Either way, we're already 3 posts down discussing absolutely nothing except ego. Which really doesn't bring the thread forward.
(And it probably annoys everyone else as much as it annoys me, so I'm not going to continue that discussion.)
</off-topic>
To answer the original question: just sort the indices, and use a radix sort. If your indices are 32-bit, you can use a three-pass radix sort with 11-bit buckets that will nicely fit into the CPU's L1 cache.
This looks like indeed a nice idea for applying radix sort. There's so few places where it really fits.
I couldn't tell whether it's worth the trouble (still always using std::sort, which for anything practical surprisingly turns out just good enough every time, I've never had enough of a justification for actually using radix sort in my entire life), but from playing with it a decade or two ago, I remember that radix sort can easily be 3-4 times faster than e.g. quicksort/introsort.

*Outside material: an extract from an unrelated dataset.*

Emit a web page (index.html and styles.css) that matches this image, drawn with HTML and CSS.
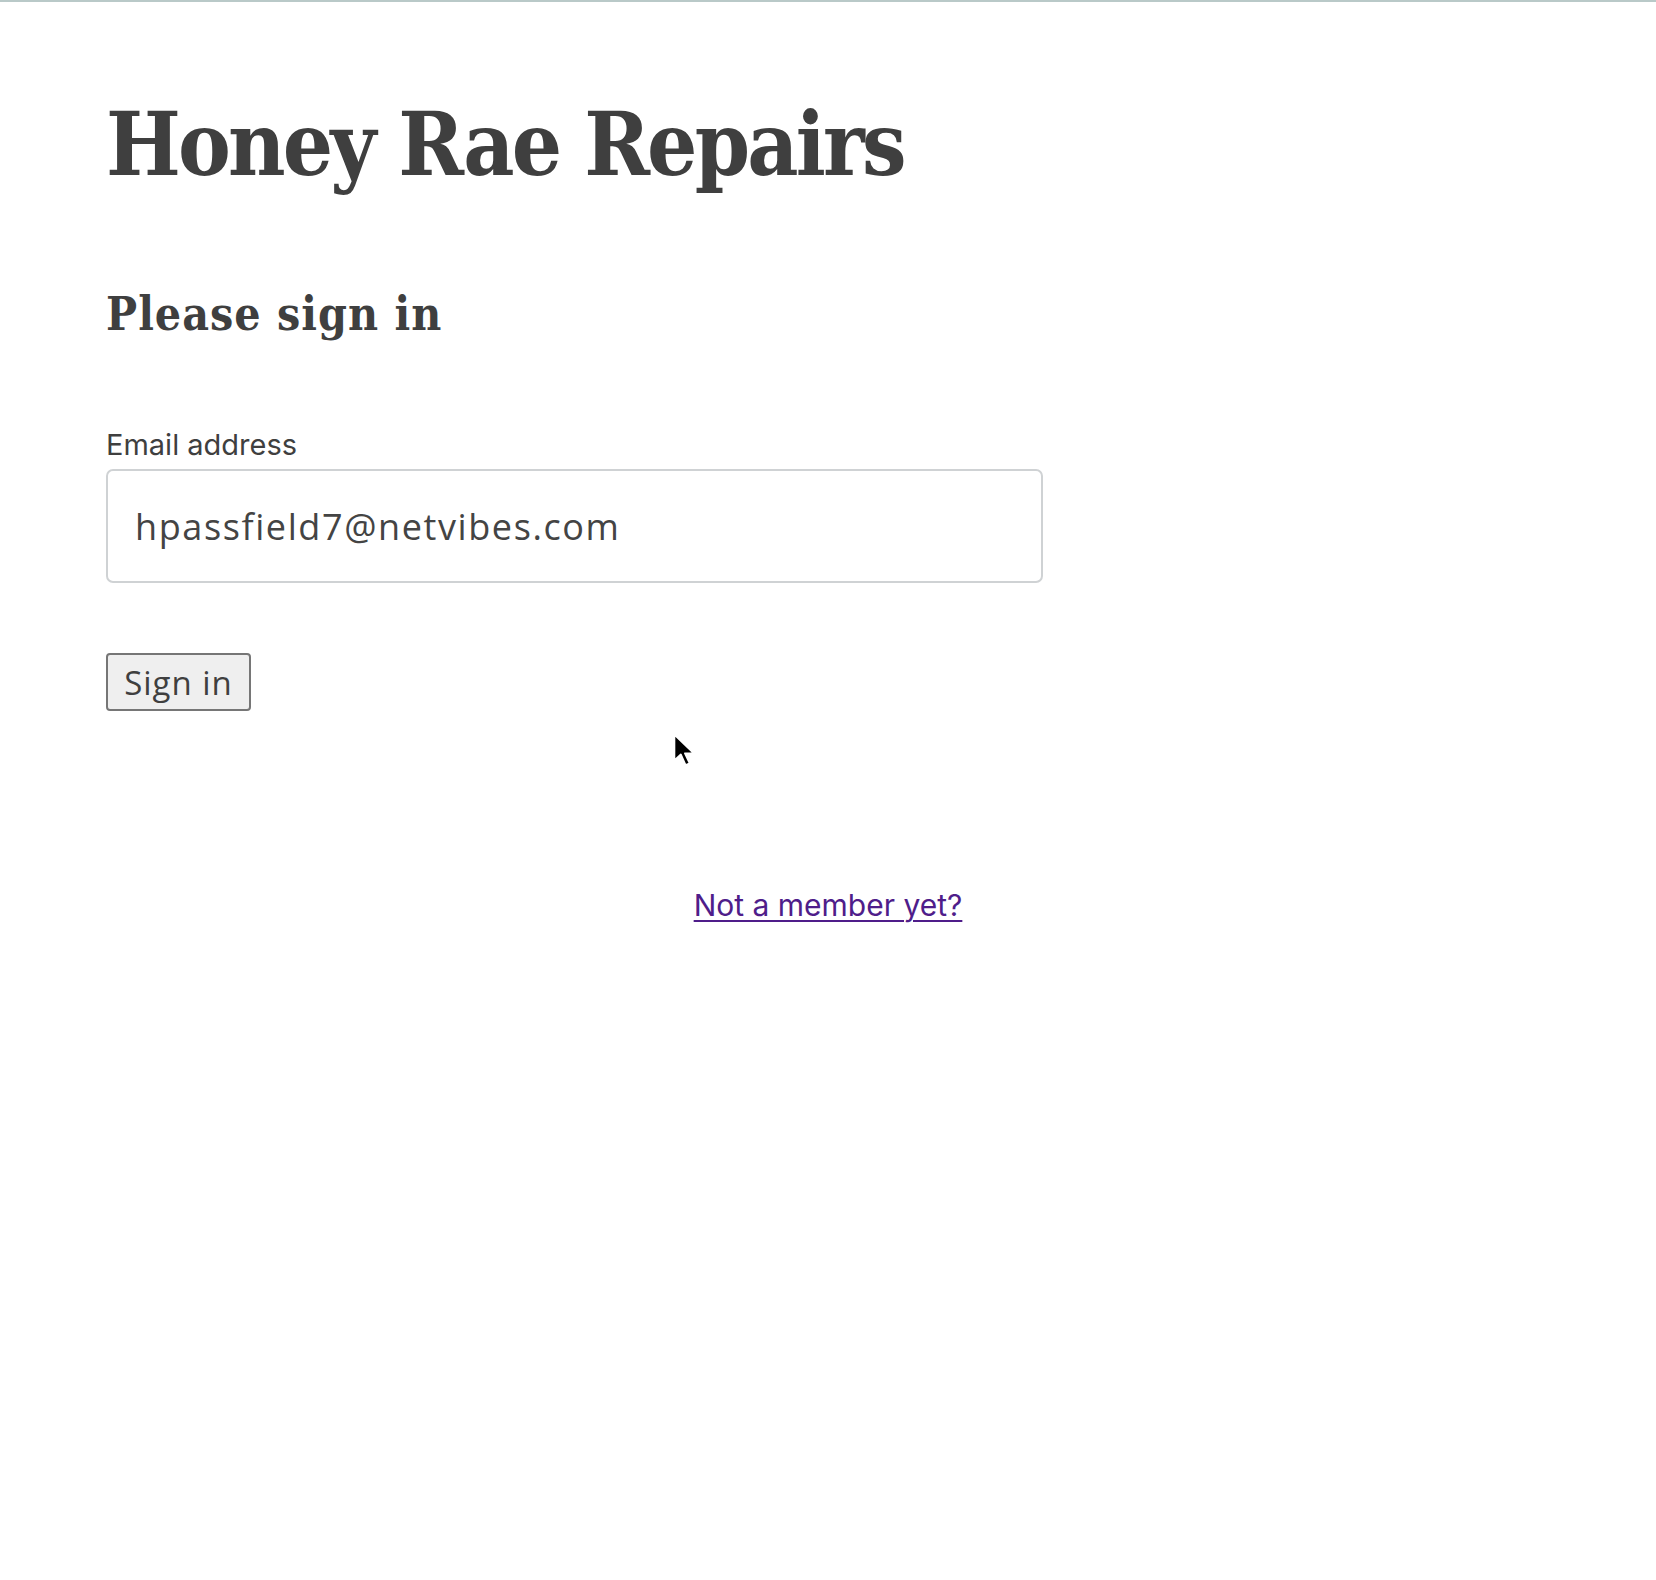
FILE: index.html
```html
<!DOCTYPE html>
<html lang="en">
<head>
<meta charset="utf-8">
<title>Honey Rae Repairs</title>
<link rel="stylesheet" href="styles.css">
</head>
<body>
<div class="topline"></div>
<main class="auth">
  <section class="login">
    <h1 class="brand">Honey Rae Repairs</h1>
    <h2 class="subtitle">Please sign in</h2>
    <form class="form">
      <fieldset class="field">
        <label class="label" for="email">Email address</label>
        <input id="email" class="input" type="email" value="hpassfield7@netvibes.com">
      </fieldset>
      <fieldset class="field">
        <button type="button" class="btn">Sign in</button>
      </fieldset>
    </form>
  </section>
  <section class="register">
    <a class="link" href="#">Not a member yet?</a>
  </section>
</main>
<svg class="cursor" width="26" height="38" viewBox="0 0 22 32"><path d="M2 2 L2 24 L7.5 19 L11.5 28 L15 26.5 L11 18 L18.5 18 Z" fill="#000" stroke="#fff" stroke-width="1.6" stroke-linejoin="round"/></svg>
</body>
</html>
```
FILE: styles.css
```css
html, body {
  margin: 0;
  padding: 0;
  background: #fff;
}
body {
  color: #3f3f3f;
  font-family: "Open Sans", "Liberation Sans", sans-serif;
  min-height: 1580px;
  position: relative;
}
.topline {
  height: 2px;
  background: #b9c9c8;
}
.auth {
  padding: 0 0 0 106px;
}
.brand {
  margin: 86px 0 0;
  font-family: "DejaVu Serif Condensed", "DejaVu Serif", serif;
  font-weight: 700;
  font-size: 88px;
  line-height: 112px;
  letter-spacing: -2.8px;
  color: #3f3f3f;
}
.subtitle {
  margin: 88px 0 0;
  font-family: "DejaVu Serif Condensed", "DejaVu Serif", serif;
  font-weight: 700;
  font-size: 46px;
  line-height: 52px;
  letter-spacing: 1px;
  color: #3f3f3f;
}
.form {
  margin-top: 87px;
}
.field {
  border: 0;
  margin: 0;
  padding: 0;
}
.label {
  display: block;
  font-family: "Inter", "Liberation Sans", sans-serif;
  font-size: 29px;
  line-height: 36px;
  color: #3f3f3f;
  margin-bottom: 6px;
}
.input {
  display: block;
  box-sizing: border-box;
  width: 937px;
  height: 114px;
  border: 2px solid #cfd2d4;
  border-radius: 7px;
  padding: 0 0 0 27px;
  font-family: "Open Sans", "Lato", sans-serif;
  font-size: 36px;
  letter-spacing: 1.6px;
  color: #444;
  outline: none;
}
.field + .field {
  margin-top: 70px;
}
.btn {
  box-sizing: border-box;
  width: 145px;
  height: 58px;
  background: #efefef;
  border: 2px solid #767676;
  border-radius: 4px;
  font-family: "Open Sans", "Lato", sans-serif;
  font-size: 33px;
  letter-spacing: 1px;
  color: #3f3f3f;
  padding: 0;
}
.register {
  text-align: center;
  margin-top: 176px;
  padding-right: 106px;
}
.link {
  font-family: "Inter", "Liberation Sans", sans-serif;
  font-size: 30px;
  color: #4f1d8a;
  text-decoration-thickness: 2px;
  text-underline-offset: 4px;
}
.cursor {
  position: absolute;
  left: 672px;
  top: 732px;
}
```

So if the sort is indeed bottlenecking you out (that is, you don't meet your frame time, and profiling points to the sort), that would probably be a viable option.
Slight nitpick, though: One doesn't of course sort the indices, which would be somewhat pointless. You most certainly didn't mean to say that, but it kind of sounded like it.
One sorts the keys (moving indices). Or well, one sorts indices by key, or whatever one would call it.
Which means that most likely, 3 passes won't be enough, sadly (or you need bigger buckets), since you will almost certainly have at least 48 or 64-bit numbers to deal with (except if you have very few passes and render states, and are very unkind to your depth info).
Not using a stable radix sort to save temp memory may be viable (can instead concat the indices like described above if needed, even if this means an extra pass... the storage size difference alone likely outweights the extra pass because of fitting L1).